[WHAT THE TASK ASKS]
Show, in full, each line of the data that contains "index".
** start SOURCE EXCERPT **
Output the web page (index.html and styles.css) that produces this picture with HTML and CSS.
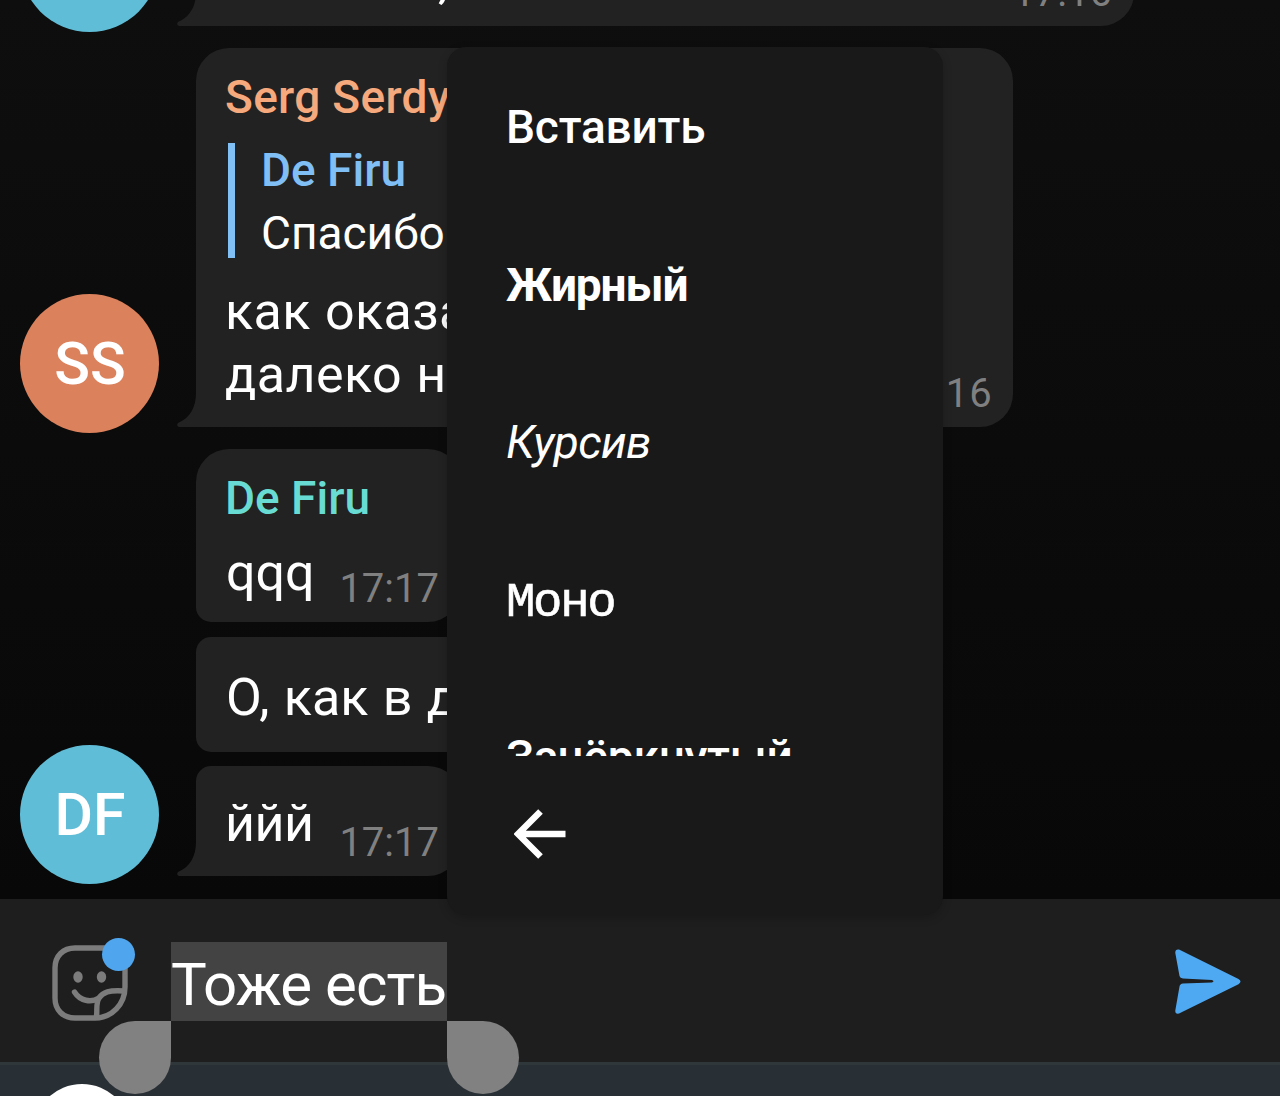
FILE: index.html
```html
<!DOCTYPE html>
<html lang="ru">
<head>
  <meta charset="UTF-8">
  <meta name="viewport" content="width=device-width, initial-scale=1.0">
  <title>Чат</title>
  <link rel="stylesheet" href="styles.css">
</head>
<body>
  <div class="screen">
    <main class="chat">
      <div class="group group-cut">
        <div class="avatar blue"></div>
        <div class="bubbles">
          <div class="bubble last cut">
            <svg class="tail" viewBox="0 0 20 34"><path d="M19 0C19 14 13 25 1 30Q-1 33 2 34H20V0Z" fill="#222"/></svg>
            <p class="text">,</p>
            <span class="time">17:16</span>
          </div>
        </div>
      </div>

      <div class="group">
        <div class="avatar orange">SS</div>
        <div class="bubbles">
          <div class="bubble first last long">
            <svg class="tail" viewBox="0 0 20 34"><path d="M19 0C19 14 13 25 1 30Q-1 33 2 34H20V0Z" fill="#222"/></svg>
            <div class="name peach">Serg Serdy</div>
            <div class="reply">
              <div class="reply-name">De Firu</div>
              <div class="reply-text">Спасибо</div>
            </div>
            <p class="text">как оказа<br>далеко н</p>
            <span class="time">17:16</span>
          </div>
        </div>
      </div>

      <div class="group">
        <div class="avatar blue low">DF</div>
        <div class="bubbles">
          <div class="bubble first named">
            <div class="name teal">De Firu</div>
            <p class="text">qqq</p>
            <span class="time">17:17</span>
          </div>
          <div class="bubble middle">
            <p class="text">О, как в д</p>
          </div>
          <div class="bubble last short">
            <svg class="tail" viewBox="0 0 20 34"><path d="M19 0C19 14 13 25 1 30Q-1 33 2 34H20V0Z" fill="#222"/></svg>
            <p class="text">ййй</p>
            <span class="time">17:17</span>
          </div>
        </div>
      </div>
    </main>

    <footer class="composer">
      <div class="sticker">
        <svg width="76" height="76" viewBox="0 0 76 76" fill="none" stroke="#7c7c7c" stroke-width="5.4" stroke-linecap="round" stroke-linejoin="round">
          <path d="M43 73H23C11 73 3 65 3 53V23C3 11 11 3 23 3H53C65 3 73 11 73 23V42C73 59 60 73 43 73Z"/>
          <path d="M22.500 47C28 56 39 58 47 53C51 47 57 45 72 46"/>
          <path d="M47 53C43.500 59 45.500 65 44.500 71"/>
          <ellipse cx="26" cy="32" rx="4.700" ry="5.700" fill="#7c7c7c" stroke="none"/>
          <ellipse cx="49.500" cy="32" rx="4.700" ry="5.700" fill="#7c7c7c" stroke="none"/>
        </svg>
        <span class="dot"></span>
      </div>
      <div class="field">
        <span class="selected">Тоже есть</span>
        <span class="handle handle-start"></span>
        <span class="handle handle-end"></span>
      </div>
      <svg class="send" width="66" height="66" viewBox="0 0 66 66">
        <path d="M4 0.600L63.500 30Q67.500 32.500 63.500 35.200L4 64.600Q0 65.500 0.300 61.500L4.500 37.500Q5 34.600 8 34.400L37 33.500Q40 32.400 37 31.100L8 29.500Q5 29.300 4.500 27L0.300 4Q0 0 4 0.600Z" fill="#4fa9f2"/>
      </svg>
    </footer>

    <div class="panel">
      <div class="panel-button"></div>
    </div>

    <div class="menu">
      <div class="menu-list">
        <div class="item">Вставить</div>
        <div class="item bold">Жирный</div>
        <div class="item italic">Курсив</div>
        <div class="item mono">Моно</div>
        <div class="item">Зачёркнутый</div>
      </div>
      <div class="back">
        <svg width="52" height="50" viewBox="0 0 52 50" fill="none" stroke="#fff" stroke-width="6.500">
          <path d="M51.500 25H5M26.500 2.500L4 25L26.500 47.500"/>
        </svg>
      </div>
    </div>
  </div>
</body>
</html>
```
FILE: styles.css
```css
* {
  box-sizing: border-box;
}
body {
  margin: 0;
  font-family: Roboto, "Noto Sans", sans-serif;
  color: #fff;
  background: #0a0a0a;
}
.screen {
  position: relative;
  width: 1280px;
  height: 1096px;
  overflow: hidden;
  display: flex;
  flex-direction: column;
}

/* messages */
.chat {
  height: 899px;
  overflow: hidden;
  display: flex;
  flex-direction: column;
  gap: 22px;
  padding-left: 20px;
  background: linear-gradient(#0e0e0e, #080808);
}
.group {
  display: flex;
  align-items: flex-end;
  gap: 37px;
  flex-shrink: 0;
}
.group-cut {
  margin-top: -174px;
}
.avatar {
  width: 139px;
  height: 139px;
  border-radius: 50%;
  margin-bottom: -6px;
  padding-left: 1px;
  display: flex;
  align-items: center;
  justify-content: center;
  font-size: 59px;
  font-weight: 500;
}
.avatar.low {
  margin-bottom: -8px;
}
.blue {
  background: #60bdd7;
}
.orange {
  background: #db815c;
}
.bubbles {
  display: flex;
  flex-direction: column;
  align-items: flex-start;
  gap: 14.5px;
}
.bubble {
  position: relative;
  background: #222;
  border-radius: 15px 33px 33px 15px;
  padding: 0 30px;
}
.bubble.first {
  border-top-left-radius: 33px;
}
.bubble.last {
  border-bottom-left-radius: 0;
}
.cut {
  width: 938px;
  height: 200px;
  padding: 123px 0 0 242px;
}
.long {
  width: 817px;
  height: 379px;
  padding-top: 22px;
}
.named {
  width: 265px;
  height: 173px;
  padding-top: 22px;
}
.middle {
  width: 560px;
  height: 115px;
  padding-top: 29px;
}
.short {
  width: 265px;
  height: 110px;
  padding-top: 26px;
}
.tail {
  position: absolute;
  left: -19px;
  bottom: 0;
  width: 20px;
  height: 34px;
}
.name {
  margin-left: -1px;
  font-size: 46px;
  font-weight: 500;
  line-height: 54px;
  white-space: nowrap;
}
.peach {
  color: #f6a97c;
  letter-spacing: 0.3px;
}
.teal {
  color: #68dcd3;
}
.reply {
  margin: 19px 0 22px 2px;
  padding-left: 26px;
  height: 115px;
  border-left: 7px solid #80c0f5;
  font-size: 46px;
  line-height: 64px;
}
.reply-name {
  padding-top: 1px;
  height: 58px;
  line-height: 53px;
  font-weight: 500;
  color: #80bff5;
}
.text {
  margin: 0;
  font-size: 52px;
  line-height: 63px;
  word-spacing: 1.5px;
  white-space: nowrap;
}
.long .text {
  margin-left: -1px;
  letter-spacing: 0.4px;
  word-spacing: 1px;
}
.named .text {
  margin-top: 16px;
}
.short .text {
  margin-left: -1px;
  letter-spacing: -0.5px;
}
.time {
  position: absolute;
  right: 22px;
  bottom: 9px;
  font-size: 40px;
  line-height: 48px;
  color: #808080;
}
.long .time {
  right: 20px;
  letter-spacing: 1.2px;
}

/* input bar */
.composer {
  height: 163px;
  background: #1e1e1e;
  display: flex;
  align-items: flex-start;
}
.sticker {
  position: relative;
  width: 76px;
  height: 76px;
  margin: 46px 0 0 52px;
}
.dot {
  position: absolute;
  top: -7px;
  right: -7px;
  width: 33px;
  height: 33px;
  border-radius: 50%;
  background: #4fa6ee;
}
.field {
  position: relative;
  width: 276px;
  margin: 43px 0 0 43px;
}
.selected {
  display: block;
  height: 79px;
  background: #434343;
  font-size: 60px;
  line-height: 85px;
  letter-spacing: -0.9px;
  white-space: nowrap;
}
.handle {
  position: absolute;
  top: 79px;
  z-index: 1;
  width: 72px;
  height: 73px;
  background: #818181;
}
.handle-start {
  right: 100%;
  border-radius: 50% 0 50% 50%;
}
.handle-end {
  left: 100%;
  border-radius: 0 50% 50% 50%;
}
.send {
  margin: 50px 39px 0 auto;
}

.panel {
  height: 34px;
  overflow: hidden;
  background: #293035;
  border-top: 3px solid #30373b;
}
.panel-button {
  width: 98px;
  height: 98px;
  margin: 19px 0 0 33px;
  border-radius: 50%;
  background: #fff;
}

/* text selection popup */
.menu {
  position: absolute;
  left: 447px;
  top: 47px;
  width: 496px;
  height: 868px;
  border-radius: 19px;
  background: #191919;
  box-shadow: 0 3px 10px rgba(0, 0, 0, 0.2);
}
.menu-list {
  height: 709px;
  padding-top: 2px;
  overflow: hidden;
}
.item {
  height: 157.5px;
  padding-left: 59px;
  font-size: 46px;
  font-weight: 500;
  line-height: 157px;
  letter-spacing: -0.2px;
}
.bold {
  font-weight: 700;
  letter-spacing: -1.1px;
}
.italic {
  font-weight: 400;
  font-style: italic;
  letter-spacing: -0.6px;
}
.mono {
  padding-top: 3px;
  font-family: "Liberation Mono", monospace;
  font-size: 49px;
  font-weight: 400;
  letter-spacing: -2.3px;
  -webkit-text-stroke: 0.6px #fff;
}
.back {
  padding: 53px 0 0 67px;
}
.back svg {
  display: block;
}
```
** end SOURCE EXCERPT **
[EXERCISE RESPONSE]
Output the web page (index.html and styles.css) that produces this picture with HTML and CSS.
FILE: index.html
  z-index: 1;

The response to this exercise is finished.